What Is Revenue-Based Financing
RBF is an opportunity for businesses and investors to pair up to generate shared wealth. It occurs when an investor injects capital into a business in exchange for a fixed percentage of the business’ ongoing gross revenues.
Here’s what you need to know about RBF:
- Payments increase and decrease, depending on business revenues. As a business makes more money, the investor also makes more money. When the business earns less money, the investor earns less money. Both the business and the investor want the same thing: for the business to turn a profit.
- Investor returns continue until the principal amount of the loan is repaid plus a multiple. While not set in stone because this is an RBF model, investors typically seek to recoup their investment within a three- to five-year period.
What Revenue-Based Financing Is Not
It's easy to mistake RBF for a traditional bank loan or a situation in which an angel investor or venture capital firm injects money into a business for a return of the profit. Those aren’t the same thing as RBF.
- RBF is not a bank loan. Businesses may decide against pursuing a traditional bank loan because banks may require upfront collateral. In most cases, a bank will require a business owner to sign an agreement that allows the bank to come after the business owner’s personal assets should the business default on the loan. This doesn’t happen with RBF.
- RBF is not venture capital or angel investing. There’s no selling of equity in exchange for the capital infusion with RBF. Instead of providing an equity share, the RBF model provides equity warrants. In finance, a warrant is a security that entitles the holder to buy company stock at a fixed price or “exercise” price. This warrant stays in effect until the expiry date passes.
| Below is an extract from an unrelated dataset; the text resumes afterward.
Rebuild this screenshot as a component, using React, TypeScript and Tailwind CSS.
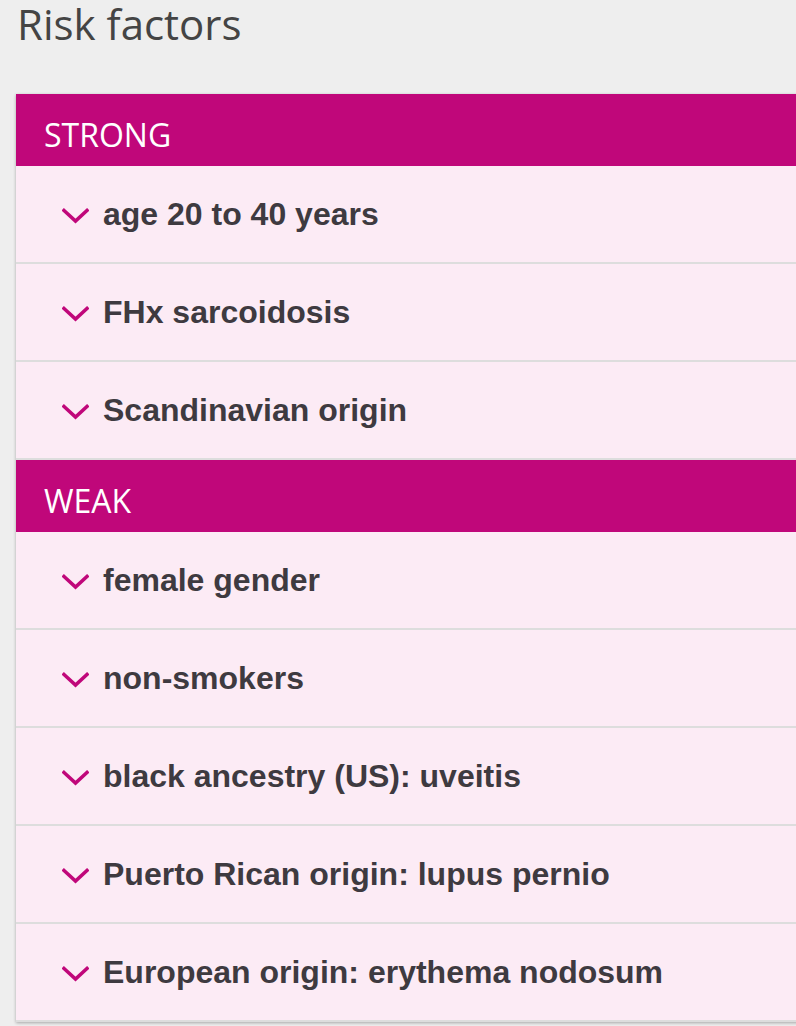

Advantages of Revenue-Based Financing
RBF has several advantages you must understand in order to determine if it’s right for your business. These include:
- Both parties benefit when the business generates lots of revenue. Both the business owner and the RBF firm benefit when business revenue increases. Both have aligned goals in this sense — when the business does well, both parties do well. When the business suffers, both parties suffer.
- It helps during rough times. When a business has a hard time staying afloat due to an economic or market downturn, RBF can prove especially helpful for ensuring its success. Sometimes, a business needs an injection of cash to survive and keep growing. RBF allows this to happen.
- The cost of capital is usually less than some other finance options. In general, it costs considerably less to borrow money through RBF than other alternative finance routes. This is true in the case of angel investing, merchant cash advances, and even invoice financing.
Here are several factors contributing to RBF’s lower capital cost:
- Interest Rates: The reason capital costs much less with this option has a lot to do with interest rates. Interest rates for RBF generally run lower than those for other loan types.
- Legal Fees: Legal fees also tend to run lower with RBF.
- Tax Breaks: Businesses also can take advantage of tax breaks because the RBF investment is a loan with tax-deductible interest.
Here’s why RBF is preferable to a traditional bank loan:
- An RBF firm won't go after a business owner’s personal assets like a traditional bank would. This can take a lot of pressure off a small business owner.
- It’s easier to get financing. A bank will require a lot of paperwork. An RBF firm just cares that a business is in good health and can maintain strong margins.
How To Qualify for Revenue-Based Financing
To qualify for an RBF loan, a business must meet two key requirements. But, to do so, a business will first need sufficient operational history and a record of sustained growth.
Here are the two key requirements to qualify for RBF:
- The business must currently generate revenue. An RBF firm makes its money based on revenues generated by the business. For this reason, an RBF firm won’t inject capital into a business that doesn’t already have a steady revenue stream.
- The business must have strong gross margins. An RBF firm also won’t inject capital into a business that lacks strong gross margins. Why? Because RBF firms take a percentage of a company's gross margins as repayment. The stronger the gross margins, the sooner a business can repay the loan to the RBF firm.
RBF attracts businesses seeking an injection of capital. If a business wants to remain its own separate entity without taking on partners, the RBF model allows this to happen. In contrast, angel investors and venture capital firms take an ownership stake in the company and sometimes have input into the business’ daily operations. RBF allows a business owner to retain control of their business without the input and control that comes with venture capital money and angel investing.
With RBF, a business agrees to give up a percentage of its gross revenues in exchange for an infusion of cash from an RBF firm. Both parties have a mutual interest in the success of the business. As such, the business owner and RBF firm may collaborate to ensure the business makes the best use of its capital. When the business thrives, both the business owner and the RBF firm thrive. The sooner the business can repay the RBF firm, the better the rate of return on the RBF firm’s investment.